Metastatic testicular cancer survivor: A positive attitude was everything for me
In 2001, I was 31 years old, working full time and engaged to be married. I had no symptoms or abnormalities. But one day, I noticed a knot on my left testicle.
After going to see my doctor in Monroe, Louisiana, I was diagnosed with a rare form of testicular cancer. I underwent surgery to have the testicle removed. I wanted the results of my biopsy sent to MD Anderson.
A week after surgery, I received a call that the cancer had spread to my bones, including my pelvis and left lung. I was told that my cancer was aggressive and that my walking would be impaired.
This was devastating to hear. My fiancée and I were excited to start our life together. But she assured me that whatever happened, we would face it together.
Facing the unknown of a metastatic testicular cancer diagnosis
It’s been 20 years, but I still remember everything about my first appointment at MD Anderson. It was on Sept. 11, 2001. The day terrorist attacks fell upon the World Trade Center. Before meeting with my doctors, my then-fiancée and I stopped to grab coffee, and that’s when we saw the devastation on everyone’s faces. We joined the crowd around a TV screen and learned of the news.

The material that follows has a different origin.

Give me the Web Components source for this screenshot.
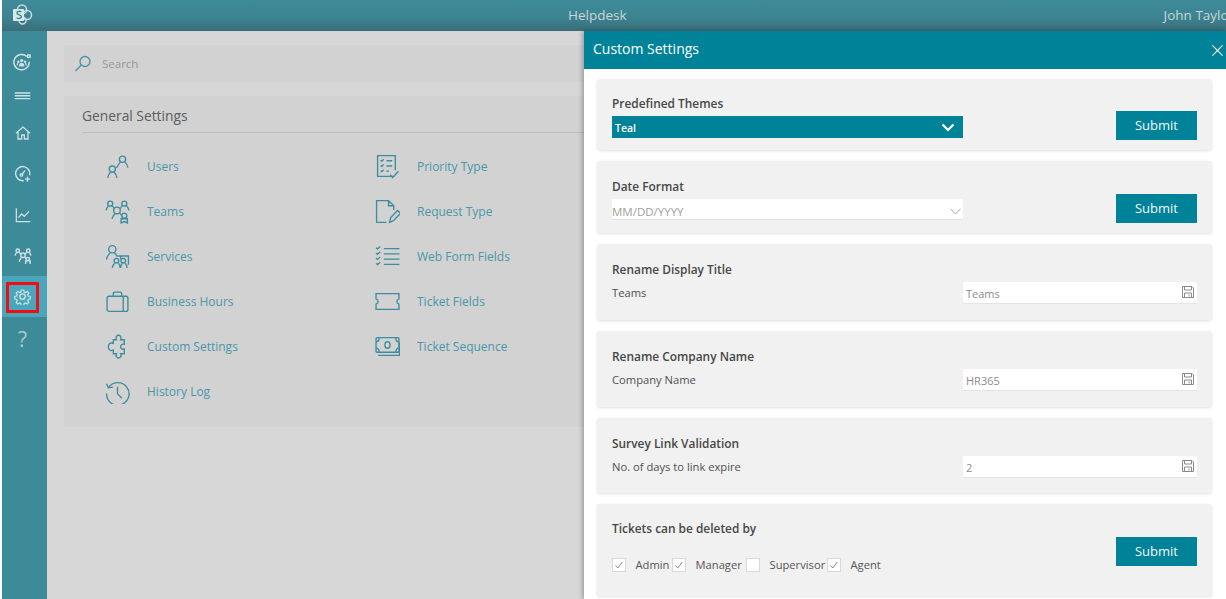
<!DOCTYPE html>
<html>
<head>
<meta charset="utf-8">
<title>Helpdesk</title>
<style>
  html, body { margin: 0; height: 100%; overflow: hidden; background: #fff; }
  body { font-family: "Open Sans", "Liberation Sans", sans-serif; }
</style>
</head>
<body>
<app-shell>
  <top-bar slot="top" heading="Helpdesk" user="John Taylor"></top-bar>
  <side-rail slot="rail"></side-rail>
  <settings-page slot="main"></settings-page>
  <custom-panel slot="panel" heading="Custom Settings">
    <setting-card heading="Predefined Themes" style="--pad-top:16px;--pad-bottom:12px;--gap:5px">
      <theme-select value="Teal" variant="filled"></theme-select>
      <submit-button slot="action" style="margin-bottom:-2px"></submit-button>
    </setting-card>
    <setting-card heading="Date Format" style="--pad-top:17px;--pad-bottom:13px;--gap:5px">
      <theme-select value="MM/DD/YYYY"></theme-select>
      <submit-button slot="action" style="margin-bottom:-3px"></submit-button>
    </setting-card>
    <setting-card heading="Rename Display Title" style="--pad-top:17px;--pad-bottom:16px;--gap:5px">
      <save-field label="Teams" value="Teams"></save-field>
    </setting-card>
    <setting-card heading="Rename Company Name" style="--pad-top:17px;--pad-bottom:16px;--gap:5px">
      <save-field label="Company Name" value="HR365"></save-field>
    </setting-card>
    <setting-card heading="Survey Link Validation" style="--pad-top:17px;--pad-bottom:15px;--gap:5px">
      <save-field label="No. of days to link expire" value="2"></save-field>
    </setting-card>
    <setting-card heading="Tickets can be deleted by" style="--pad-top:16px;--pad-bottom:23px;--gap:21px">
      <role-checks></role-checks>
      <submit-button slot="action" style="margin-bottom:7px"></submit-button>
    </setting-card>
  </custom-panel>
</app-shell>

<script>
const ICONS = {
  users: '<circle cx="7" cy="14.5" r="3"/><circle cx="16.8" cy="5" r="3"/><path d="M2.500 23c.4-2.500 1.500-4.400 3-5.700M11.500 23c-.4-2.500-1.500-4.400-3-5.700M11 13.500c1-2 2.300-4 3.800-5.700M22 13c-.4-2-1.300-3.800-2.800-5.200"/>',
  teams: '<circle cx="5" cy="4.500" r="2.400"/><circle cx="18.500" cy="4.500" r="2.400"/><circle cx="11.500" cy="11" r="3.200"/><circle cx="18.500" cy="16" r="2.400"/><path d="M1 11c.3-1.700 1-3 2.300-4.400M7 6.600c.8.800 1.300 1.700 1.700 2.600M23 11c-.3-1.700-1-3-2.300-4.400M16.500 6.600c-.8.800-1.300 1.700-1.700 2.600M6.800 19c.5-2 1.300-3.300 2.500-4.600M14.500 14c.6.500 1 1.100 1.300 1.700M15.500 23v-4h6v4l-3-1.300z"/>',
  services: '<circle cx="7" cy="5" r="3.500"/><path d="M1.500 15c.3-2.500 1.700-5 3.500-6.400M9 8.500c1 .8 1.800 1.800 2.400 3h11.100v8.500M15 11.500v3"/><circle cx="11" cy="16" r="2.200"/><circle cx="17.500" cy="16" r="2.200"/><path d="M7 23c.3-2 1-3.300 2.200-4.500M13 18.500c1 1 1.300 2.500 1.500 4.500M15 23c.1-2 .6-3.400 1.500-4.500M19.500 18.500c1 1 1.500 2.500 1.700 4.500"/>',
  briefcase: '<rect x="2" y="7" width="20" height="14.500" rx="1.800"/><path d="M8 7V4.500c0-1 .6-1.500 1.500-1.500h5c.9 0 1.500.5 1.500 1.500V7M17.500 7v14.500"/>',
  puzzle: '<path d="M8 5.500h3c-1.200-2.800.6-4.300 2-4.300s3.200 1.500 2 4.300h3.500V10c-2.300-.8-3.500.7-3.500 2.200s1.200 3 3.500 2.200V19H15c1.200 2.600-.6 4-2 4s-3.200-1.400-2-4H8v-3.500c-2.800 1.200-4.800-.4-4.800-3.200S5.200 7.800 8 9z"/>',
  history: '<path d="M3.200 8.500A10.800 10.800 0 1 1 1.500 14M1.500 4.500l1.700 4 4.300-.7M12 7.500v6.500l4 4.500"/>',
  priority: '<path d="M17.500 21.500H2.500V1.500h17v14"/><path d="M5.500 6l1 1 1.800-2M11 6.500h5.500M5.500 11l1 1 1.800-2M11 11.500h5.500M5.500 16l1 1 1.800-2M11 16.500h2.500M14.500 20l2.500 2.500 5.500-6"/>',
  request: '<path d="M11 22.500H1.500V1.500h11.500l5 5v4M13 1.500v5h5M14 22.500l1-4.500 6.500-7 3 2.500-6.500 7.200z"/>',
  webform: '<path d="M8.500 4.500h15M8.500 9.500h15M8.500 14.500h15M8.500 19.500h15M1 3.500l1.300 1.300L5 2.500M1 8.500l1.300 1.300L5 7.500M1 13.500l1.300 1.300L5 12.500M1 18.500l1.300 1.300L5 17.500"/>',
  ticket: '<path d="M1 4.500h22v5c-1.300.5-2 1.300-2 2.500s.7 2 2 2.500v5H1v-5c1.300-.5 2-1.300 2-2.500s-.7-2-2-2.500z"/>',
  sequence: '<rect x="1" y="3.500" width="22" height="14" rx="1"/><path d="M1 7.500c2 0 3-1.500 3-4M23 7.500c-2 0-3-1.500-3-4M1 13.500c2 0 3 1.500 3 4M23 13.500c-2 0-3 1.500-3 4M3 20.500h20.500V8"/><ellipse cx="12" cy="10.500" rx="2.500" ry="3.200"/>'
};

const RAIL_ICONS = {
  people: '<path d="M17.500 4.500A9.700 9.700 0 1 0 20.500 11"/><circle cx="20" cy="4" r="1.800"/><g fill="currentColor" stroke="none"><circle cx="11" cy="9.500" r="2"/><circle cx="6.800" cy="11" r="1.500"/><circle cx="15.200" cy="11" r="1.500"/><path d="M7.500 17c0-3 1.500-4.800 3.500-4.800s3.500 1.800 3.500 4.800zM4.500 15.500c0-2 .8-3.300 2-3.300l.6.300c-.7 1-1 2-1.100 3zM17.500 15.500c0-2-.8-3.300-2-3.300l-.6.300c.7 1 1 2 1.100 3z"/></g>',
  menu: '<path d="M1 7h22M1 11h22M1 15h22"/>',
  home: '<path d="M1.500 12.500L12 3l10.500 9.500M4.500 10.500V21H10v-6h4v6h5.500V10.500"/>',
  gauge: '<path d="M14 22a10 10 0 1 1 8-7.500M11 14l4.500-6.500"/><circle cx="10.500" cy="14" r="1.800"/><path d="M19 16.500v7M15.500 20h7"/>',
  chart: '<path d="M2 2v20h21M5 16l5-5.500 4 3.500 7-7.500"/>',
  org: '<circle cx="5" cy="5" r="2.300"/><circle cx="19" cy="5" r="2.300"/><circle cx="12" cy="11" r="3"/><circle cx="18.500" cy="16" r="2.200"/><path d="M1.500 11.500c.3-1.700 1-3 2-4.300M7 7c.8.800 1.300 1.500 1.800 2.600M22.500 11.500c-.3-1.700-1-3-2-4.300M17 7c-.8.800-1.300 1.500-1.800 2.600M7 19.500c.4-2 1.200-3.500 2.500-5M14.500 14c.5.500 1 1 1.300 1.800M15.500 22.500v-4h6v4"/>',
  gear: '<circle cx="12" cy="12" r="3.800"/><path d="M10 1.500h4l.7 3.200 2 .9 2.800-1.800 2.700 2.700-1.800 2.800.9 2 3.200.7v4l-3.200.7-.9 2 1.800 2.800-2.700 2.700-2.800-1.800-2 .9-.7 3.200h-4l-.7-3.200-2-.9-2.800 1.800-2.700-2.700 1.800-2.800-.9-2-3.200-.7v-4l3.200-.7.9-2-1.800-2.800 2.700-2.700 2.800 1.800 2-.9z" transform="translate(1.500 1.500) scale(.875)"/>'
};

class AppShell extends HTMLElement {
  constructor() {
    super();
    this.attachShadow({ mode: 'open' }).innerHTML = `
      <style>
        :host { display: grid; position: relative; height: 599px; margin-left: 2px; overflow: hidden;
          grid-template: 31px 1fr / 45px 1fr; background: #d7d7d7; }
        ::slotted([slot=top]) { grid-column: 1 / 3; grid-row: 1; }
        ::slotted([slot=rail]) { grid-column: 1; grid-row: 2; }
        ::slotted([slot=main]) { grid-column: 2; grid-row: 2; min-width: 0; }
        ::slotted([slot=panel]) { position: absolute; top: 31px; right: 0; bottom: 0; width: 642px; }
      </style>
      <slot name="top"></slot><slot name="rail"></slot><slot name="main"></slot><slot name="panel"></slot>`;
  }
}

class TopBar extends HTMLElement {
  connectedCallback() {
    this.attachShadow({ mode: 'open' }).innerHTML = `
      <style>
        :host { display: flex; align-items: center; height: 31px; box-sizing: border-box; padding-bottom: 2px; overflow: hidden; color: #c9d5d8;
          background: linear-gradient(#3f8b99 0, #3c8492 55%, #3a6d78 100%); font-size: 13.500px; white-space: nowrap; }
        .logo { width: 40px; flex: none; margin-right: 526px; display: flex; justify-content: center; box-sizing: border-box; }
        span { flex: none; }
        .name { margin-left: 537px; }
      </style>
      <div class="logo">
        <svg width="22" height="22" viewBox="0 0 22 22">
          <circle cx="11" cy="5.500" r="4.500" fill="none" stroke="#c9dde1" stroke-width="1.500"/>
          <circle cx="16" cy="11" r="4.500" fill="none" stroke="#c9dde1" stroke-width="1.500"/>
          <circle cx="11.500" cy="16.500" r="3.500" fill="none" stroke="#c9dde1" stroke-width="1.500"/>
          <rect x="2" y="5" width="11" height="12" rx="1" fill="#dbe8ea"/>
          <path d="M10.500 7.800c-1.500-.9-4.500-.8-4.500 1.200 0 2.200 4.400 1.500 4.400 3.700 0 1.900-3 2.100-4.800 1.100" fill="none" stroke="#3d8a99" stroke-width="1.500"/>
        </svg>
      </div>
      <span>${this.getAttribute('heading')}</span>
      <span class="name">${this.getAttribute('user')}</span>`;
  }
}

class SideRail extends HTMLElement {
  connectedCallback() {
    const items = [
      ['people', 50, 12, 19],
      ['menu', 31, 0, 17],
      ['home', 41, 1, 16],
      ['gauge', 41, 0, 17],
      ['chart', 41, 0, 16],
      ['org', 41, 0, 18],
      ['gear', 41, 0, 17]
    ];
    this.attachShadow({ mode: 'open' }).innerHTML = `
      <style>
        :host { display: block; background: #3d8a99; color: #cfe2e6; }
        .item { display: flex; align-items: center; justify-content: center; position: relative; padding-right: 4px; box-sizing: border-box; }
        svg { fill: none; stroke: currentColor; stroke-width: 1.900; display: block; }
        .active { background: #4aa6ba; }
        .active::after { content: ""; position: absolute; left: 4px; top: 6px; width: 27px; height: 25px; border: 3px solid #ee0f14; }
        .help { height: 42px; padding: 2px 4px 0 0; box-sizing: border-box; display: flex; align-items: center; justify-content: center; font-size: 21px; color: #a9cbd2; }
      </style>
      ${items.map(([name, h, pad, size]) => `
        <div class="item ${name === 'gear' ? 'active' : ''}" style="height:${h}px;padding-top:${pad}px">
          <svg width="${size}" height="${size}" viewBox="0 0 24 24">${RAIL_ICONS[name]}</svg>
        </div>`).join('')}
      <div class="help">?</div>`;
  }
}

class SettingLink extends HTMLElement {
  connectedCallback() {
    this.attachShadow({ mode: 'open' }).innerHTML = `
      <style>
        :host { display: flex; align-items: center; height: 45px; color: #4a97a9; font-size: 12px; }
        .ico { width: 65px; box-sizing: border-box; padding-left: 23px; flex: none; }
        svg { fill: none; stroke: #3e8d9e; stroke-width: 1.300; display: block; }
        span { white-space: nowrap; }
      </style>
      <div class="ico"><svg width="25" height="25" viewBox="0 0 24 24">${ICONS[this.getAttribute('icon')]}</svg></div>
      <span><slot></slot></span>`;
  }
}

class SettingsPage extends HTMLElement {
  connectedCallback() {
    const left = [['users', 'Users'], ['teams', 'Teams'], ['services', 'Services'], ['briefcase', 'Business Hours'], ['puzzle', 'Custom Settings'], ['history', 'History Log']];
    const right = [['priority', 'Priority Type'], ['request', 'Request Type'], ['webform', 'Web Form Fields'], ['ticket', 'Ticket Fields'], ['sequence', 'Ticket Sequence']];
    const col = list => list.map(([i, t]) => `<setting-link icon="${i}">${t}</setting-link>`).join('');
    this.attachShadow({ mode: 'open' }).innerHTML = `
      <style>
        :host { display: block; padding: 14px 0 0 17px; }
        .search { height: 37px; background: #d2d2d2; display: flex; align-items: center; padding-left: 10px; gap: 10px;
          color: #8f9a9c; font-size: 11.500px; }
        .search svg { fill: none; stroke: #4b93a3; stroke-width: 1.300; display: block; }
        .card { margin-top: 14px; height: 331px; box-sizing: border-box; background: #d2d2d2; padding: 9px 0 0 18px; }
        h2 { margin: 0; font-weight: 400; font-size: 13.800px; line-height: 22px; color: #5d5d5d; padding-bottom: 5px;
          border-bottom: 1px solid #bcbcbc; }
        .cols { display: grid; grid-template-columns: 270px 1fr; margin-top: 11px; }
      </style>
      <div class="search">
        <svg width="18" height="18" viewBox="0 0 18 18"><circle cx="11" cy="6.500" r="5"/><path d="M7.300 10L1.500 16"/></svg>
        <span>Search</span>
      </div>
      <div class="card">
        <h2>General Settings</h2>
        <div class="cols"><div>${col(left)}</div><div>${col(right)}</div></div>
      </div>`;
  }
}

class CustomPanel extends HTMLElement {
  connectedCallback() {
    const root = this.attachShadow({ mode: 'open' });
    root.innerHTML = `
      <style>
        :host { display: flex; flex-direction: column; background: #fff; box-shadow: -2px 0 4px rgba(0,0,0,.25); overflow: hidden; }
        header { height: 38px; flex: none; box-sizing: border-box; background: #008299; color: #fff; display: flex; align-items: center;
          justify-content: space-between; padding: 0 3px 3px 9px; font-size: 14px; }
        .list { display: flex; flex-direction: column; gap: 11px; padding: 10px 14px 0 13px; }
        svg { stroke: #fff; stroke-width: 1.300; fill: none; display: block; margin-top: 4px; }
      </style>
      <header>
        <span>${this.getAttribute('heading')}</span>
        <svg width="11" height="11" viewBox="0 0 13 13"><path d="M.5.500l12 12M12.500.500l-12 12"/></svg>
      </header>
      <div class="list"><slot></slot></div>`;
  }
}

class SettingCard extends HTMLElement {
  connectedCallback() {
    this.attachShadow({ mode: 'open' }).innerHTML = `
      <style>
        :host { display: flex; align-items: flex-end; justify-content: space-between; background: #f1f1f1; border-radius: 3px;
          box-shadow: 0 1px 3px rgba(0,0,0,.12); padding: var(--pad-top) 15px var(--pad-bottom); }
        .body { flex: 1; min-width: 0; }
        h3 { margin: 0 0 var(--gap); font-size: 11.900px; line-height: 16px; font-weight: 600; color: #474747; }
        ::slotted([slot=action]) { flex: none; }
      </style>
      <div class="body"><h3>${this.getAttribute('heading')}</h3><slot></slot></div>
      <slot name="action"></slot>`;
  }
}

class ThemeSelect extends HTMLElement {
  connectedCallback() {
    const filled = this.getAttribute('variant') === 'filled';
    this.attachShadow({ mode: 'open' }).innerHTML = `
      <style>
        :host { display: flex; align-items: center; justify-content: space-between; width: 351px; box-sizing: border-box;
          height: ${filled ? 22 : 21}px; background: ${filled ? '#008299' : '#fff'}; color: ${filled ? '#fff' : '#a0a0a0'};
          font-size: ${filled ? 10.5 : 11.5}px; font-weight: ${filled ? 600 : 400}; padding: ${filled ? '0 8px 0 3px' : '0 2px 0 0'};
          ${filled ? '' : 'border-bottom: 1px solid #e0e0e0;'} }
        span { padding-top: ${filled ? 2 : 5}px; }
        svg { fill: none; display: block; margin-top: ${filled ? 0 : 5}px; }
      </style>
      <span>${this.getAttribute('value')}</span>
      ${filled
        ? '<svg width="14" height="9" viewBox="0 0 14 9"><path d="M1.500 1.500L7 7l5.500-5.500" stroke="#fff" stroke-width="2.200"/></svg>'
        : '<svg width="11" height="7" viewBox="0 0 11 7"><path d="M.5.800L5.500 6l5-5.200" stroke="#aaa" stroke-width="1"/></svg>'}`;
  }
}

class SubmitButton extends HTMLElement {
  connectedCallback() {
    this.attachShadow({ mode: 'open' }).innerHTML = `
      <style>
        :host { display: flex; align-items: center; justify-content: center; width: 81px; height: 29px; box-sizing: border-box; padding-bottom: 2px;
          background: #008299; color: #f2f7f8; font-size: 13px; }
      </style>
      Submit`;
  }
}

class SaveField extends HTMLElement {
  connectedCallback() {
    this.attachShadow({ mode: 'open' }).innerHTML = `
      <style>
        :host { display: flex; align-items: center; justify-content: space-between; font-size: 11.200px; color: #505050; }
        .label { padding-bottom: 2px; }
        .input { width: 234px; height: 22px; box-sizing: border-box; background: #fff; border-bottom: 1px solid #e4e4e4;
          display: flex; align-items: center; justify-content: space-between; padding: 1px 3px 0; color: #8c8c8c; font-size: 11px; }
        svg { fill: none; stroke: #8a8a8a; stroke-width: 1; display: block; margin-top: -2px; }
      </style>
      <span class="label">${this.getAttribute('label')}</span>
      <div class="input">
        <span>${this.getAttribute('value')}</span>
        <svg width="12" height="12" viewBox="0 0 12 12"><path d="M.5.500h9.500l1.500 1.500v9.500H.5zM2.500.500v3.500h7V.500M2.500 11.500V7h7v4.500"/><path d="M7 8.500v2"/></svg>
      </div>`;
  }
}

class RoleChecks extends HTMLElement {
  connectedCallback() {
    const roles = [['Admin', true, 60], ['Manager', true, 74], ['Supervisor', false, 81], ['Agent', true, 60]];
    this.attachShadow({ mode: 'open' }).innerHTML = `
      <style>
        :host { display: flex; font-size: 11.200px; color: #555; height: 16px; }
        label { display: flex; align-items: center; gap: 9.500px; white-space: nowrap; }
        label span:last-child { padding-bottom: 2px; }
        .box { width: 14px; height: 14px; background: #fff; border: 1px solid #d9d9d9; box-sizing: border-box; flex: none; }
        svg { display: block; fill: none; stroke: #8a8a8a; stroke-width: 1; }
      </style>
      ${roles.map(([name, on, w]) => `
        <label style="width:${w}px">
          <span class="box">${on ? '<svg width="12" height="12" viewBox="0 0 12 12"><path d="M2.500 6.500l2.300 2.500 4.500-6"/></svg>' : ''}</span>
          <span>${name}</span>
        </label>`).join('')}`;
  }
}

customElements.define('app-shell', AppShell);
customElements.define('top-bar', TopBar);
customElements.define('side-rail', SideRail);
customElements.define('setting-link', SettingLink);
customElements.define('settings-page', SettingsPage);
customElements.define('custom-panel', CustomPanel);
customElements.define('setting-card', SettingCard);
customElements.define('theme-select', ThemeSelect);
customElements.define('submit-button', SubmitButton);
customElements.define('save-field', SaveField);
customElements.define('role-checks', RoleChecks);
</script>
</body>
</html>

I met with care team, including my orthopedic surgeon, Dr. Patrick Lin. My treatment plan was an aggressive regimen of five types of chemotherapy, along with multiple surgeries to remove the tumors. Although my fiancée and I were scared, she vowed to stand by me through it all. I was ready to do whatever was needed to beat the cancer.
On March 27, 2002, Dr. Lin performed an internal hemipelvectomy. While this surgery was supposed to remove the tumor and maybe a little bit of bone to stop the spread of the cancer, he had to remove the left part of my pelvis.
With a lot of determination, I was up walking four days after surgery. I completed physical therapy and was even able to continue my favorite hobby, playing golf.
On April 26, 2002, I had another surgery to remove several lobes from my left lung. After spending nine days in the hospital and a lot of hard work, I went into full remission. It is amazing what your body can recover from when you keep your faith and a positive attitude.
A recurrence meant I needed my left lung removed
In 2016, during a routine check-up, doctors found a new nodule on my left lung. My care team decided that surgery was my best option. I had already benefited all I could from chemotherapy.
In 2020, during a regular follow-up scan at MD Anderson, I learned that my cancer had returned for a third time. Nodules were found on several lymph nodes and my adrenal gland. I received two rounds of chemotherapy. Given the complexity of my diagnosis and previous surgeries, my oncologist, Dr. Matthew Campbell, recommended proton therapy.
I started 15 treatments of proton therapy on Oct. 12, 2020. This was to treat the cancer that had spread to my throat and lymph nodes. Radiation oncologist Dr. Quynh-Nhu Nguyen and the MD Anderson Proton Therapy Center staff were amazing. They were very compassionate and took my mind off treatments.
I had some mild trouble swallowing towards the end of treatment but was able to keep drinking protein shakes, soups and milkshakes. I completed proton therapy treatments on a Friday and was back to work the following Monday. After facing cancer for 20 years, I’ve learned that you must get up every day and keep going.
Finding compassion and resilience at MD Anderson
The care and support I’ve received from my nurses and doctors have been unbelievable. I’ve already won because I’ve had 20 amazing years with my wife, thanks to the advanced cancer treatments that I’ve received at MD Anderson. My motto has been to accept it, adapt to it and then figure out how to overcome it.
Because of MD Anderson, I’m still able to walk, play golf and enjoy a good quality of life with my wife. I’ll keep doing whatever it takes. Whatever treatment my doctors recommend, I’ll do it so that I can continue to enjoy many more years with my wife.